E Moreira, finalmente, retomou o seu trono, num assomo de justiça para o próprio e de intensa alegria e descanso para o OSP.

Entretanto, frangou contra o Trofense. É verdade, mas com inegável elegância.

Valéry escreveu que "Elegância é a arte de não se fazer notar, aliada ao cuidado subtil de se deixar distinguir." E escreveu-o, imaginem, mesmo sem nunca ter visto o Moreira.

* Não pretendemos comparar Moreira a Iznogoud.
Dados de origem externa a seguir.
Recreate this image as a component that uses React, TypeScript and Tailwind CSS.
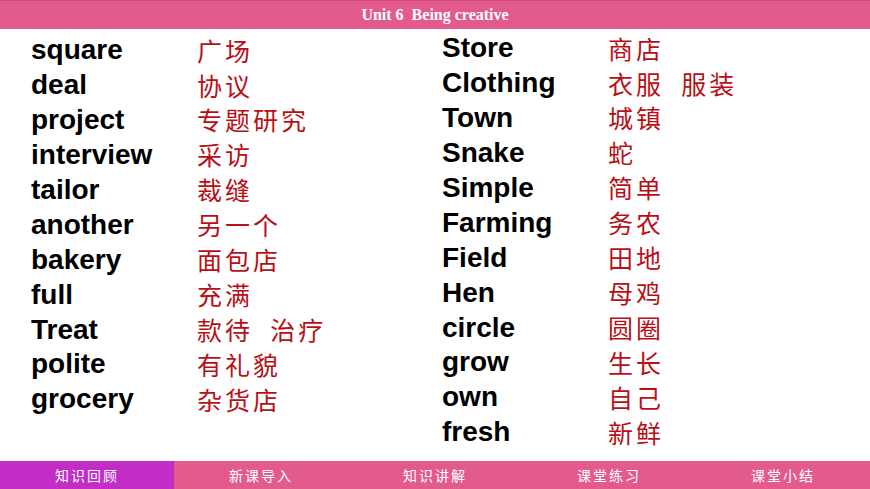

Moreira não engana: é com certeza moço sério, casadoiro, extremoso pai e marido, incapaz de pensar mal de um companheiro de equipa, quanto mais de fazer o que quer que seja de incorrecto para subir na vida. O Iznogoud somos nós, todos nós, aqueles que, com Moretto na relva a ser assistido, umas épocas atrás, gritámos pelo Moreira, numa raivosa e violenta demonstração de querermos, sem olharmos a meios, outro “Califa”.

** A comparação qualificativa que apresentamos refere-se à década de 80. Não teríamos pejo em assumir que o Damas dos setentas poderia ser melhor do que o Bento que vimos, mas o OSP não era graúdo o suficiente para assistir a jogos nessa altura. Infelizmente. Infelizmente, porque também teríamos a alegria suprema de ter visto Eusébio, naquilo que constitui, praticamente, o que o OSP tem de reaccionário.